**SET PROBLEM:** Pick out every line that holds the string "styles" and copy it.
——————————
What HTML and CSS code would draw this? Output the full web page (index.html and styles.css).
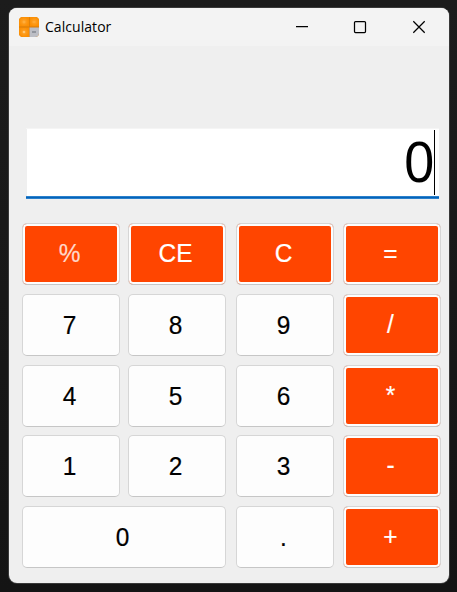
FILE: index.html
```html
<!DOCTYPE html>
<html lang="en">
<head>
<meta charset="utf-8">
<title>Calculator</title>
<link rel="stylesheet" href="styles.css">
</head>
<body>
<main class="window">
  <header class="titlebar">
    <svg class="app-icon" width="20" height="20" viewBox="0 0 20 20">
      <defs>
        <clipPath id="r"><rect width="20" height="20" rx="4"/></clipPath>
        <radialGradient id="g"><stop offset="0" stop-color="#ffa52e"/><stop offset="1" stop-color="#fb8f04"/></radialGradient>
      </defs>
      <g clip-path="url(#r)">
        <rect width="20" height="20" fill="#d67b0a"/>
        <rect width="10" height="9.5" fill="url(#g)"/>
        <rect x="10.7" width="9.5" height="9.5" fill="url(#g)"/>
        <rect y="10.5" width="10" height="9.5" fill="url(#g)"/>
        <rect x="10.5" y="10.5" width="9.5" height="9.5" fill="#bcbec5"/>
        <path d="M3.5 5h3M5 3.5v3M13.5 5h3" stroke="#ffb142"/>
        <circle cx="5" cy="15" r="1.3" fill="#ffc878"/>
        <path d="M13 15h4" stroke="#858891" stroke-width="1.6"/>
      </g>
    </svg>
    <span class="title">Calculator</span>
    <div class="controls">
      <svg width="14" height="14" viewBox="0 0 14 14"><path d="M1 6.5h12"/></svg>
      <svg width="14" height="14" viewBox="0 0 14 14"><rect x="1.5" y="1.5" width="11" height="11" rx="1"/></svg>
      <svg width="14" height="14" viewBox="0 0 14 14"><path d="M1.3 1.3l11.4 11.4M12.7 1.3L1.3 12.7"/></svg>
    </div>
  </header>
  <div class="display"><span class="value">0</span><i class="caret"></i></div>
  <section class="keys">
    <button class="op pale"><span>%</span></button><button class="op"><span>CE</span></button><button class="op"><span>C</span></button><button class="op"><span>=</span></button>
    <button><span>7</span></button><button><span>8</span></button><button><span>9</span></button><button class="op"><span>/</span></button>
    <button><span>4</span></button><button><span>5</span></button><button><span>6</span></button><button class="op"><span>*</span></button>
    <button><span>1</span></button><button><span>2</span></button><button><span>3</span></button><button class="op"><span>-</span></button>
    <button class="zero"><span>0</span></button><button><span>.</span></button><button class="op"><span>+</span></button>
  </section>
</main>
</body>
</html>
```
FILE: styles.css
```css
* { box-sizing: border-box; }

body {
  margin: 0;
  height: 592px;
  padding: 8px 8px 9px 9px;
  background: linear-gradient(#1c1c1c, #141414);
  font-family: "Liberation Sans", Arial, sans-serif;
  overflow: hidden;
}

.window {
  width: 440px;
  height: 575px;
  background: #efefef;
  border-radius: 8px;
  overflow: hidden;
  box-shadow: 0 0 0 1px #393939;
}

.titlebar {
  display: flex;
  align-items: center;
  height: 38px;
  padding: 0 23px 0 10px;
  background: #f3f3f3;
}

.app-icon { margin-top: -1px; }

.title {
  margin: 0 0 1px 6px;
  font: 14px/20px "Open Sans", sans-serif;
  letter-spacing: 0.05px;
  color: #000;
}

.controls {
  display: flex;
  gap: 44px;
  margin-left: auto;
}

.controls svg:last-child { margin-left: 1px; }

.controls svg {
  fill: none;
  stroke: #000;
  stroke-width: 1.25;
}

.display {
  display: flex;
  justify-content: flex-end;
  height: 71px;
  margin: 82px 10px 0 17px;
  padding: 1px 4px 0 0;
  background:
    linear-gradient(#3b8ed6, #0563b8 50%, #3b8ed6) 0 100% / 100% 3px no-repeat,
    linear-gradient(#efefef, #efefef) 0 0 / 1px 100% no-repeat,
    #fff;
  border-top: 1px solid #f5f5f5;
  font-size: 58px;
  line-height: 63px;
  color: #000;
}

.value {
  transform: scaleX(0.93);
  transform-origin: 100% 50%;
}

.caret {
  width: 1px;
  height: 65px;
  background: #000;
}

.keys {
  display: grid;
  grid-template-columns: 106px 108px 107px 98px;
  grid-template-rows: 71px 71px 70px 71px 62px;
  margin: 24px 0 0 13px;
}

button {
  width: 98px;
  height: 62px;
  padding: 0 3px 0 0;
  border: 1.5px solid #d6d6d6;
  border-bottom-color: #c6c6c6;
  border-radius: 5px;
  background: #fdfdfd;
  font: 26px/58px "Liberation Sans", Arial, sans-serif;
  color: #000;
}

button span {
  display: block;
  transform: scaleX(0.94);
  -webkit-text-stroke: 0.2px;
}

.op {
  padding-bottom: 2px;
  background: #ff4500;
  color: #fff;
  box-shadow: inset 0 0 0 2px #fdfdfd;
}

.pale { color: #ffd8ca; }

.zero {
  grid-column: span 2;
  width: 204px;
}
```
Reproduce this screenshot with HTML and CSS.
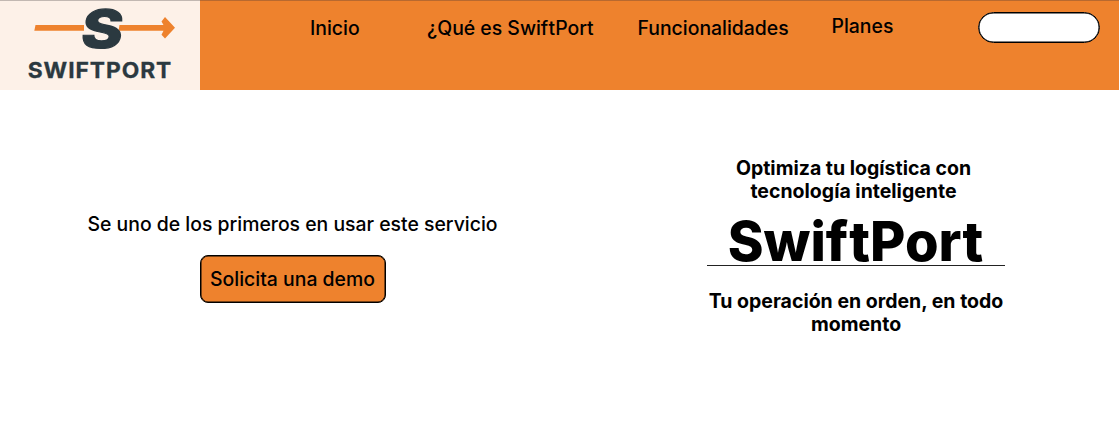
——————————
**OUTPUT:**
What HTML and CSS code would draw this? Output the full web page (index.html and styles.css).
<link rel="stylesheet" href="styles.css">
FILE: styles.css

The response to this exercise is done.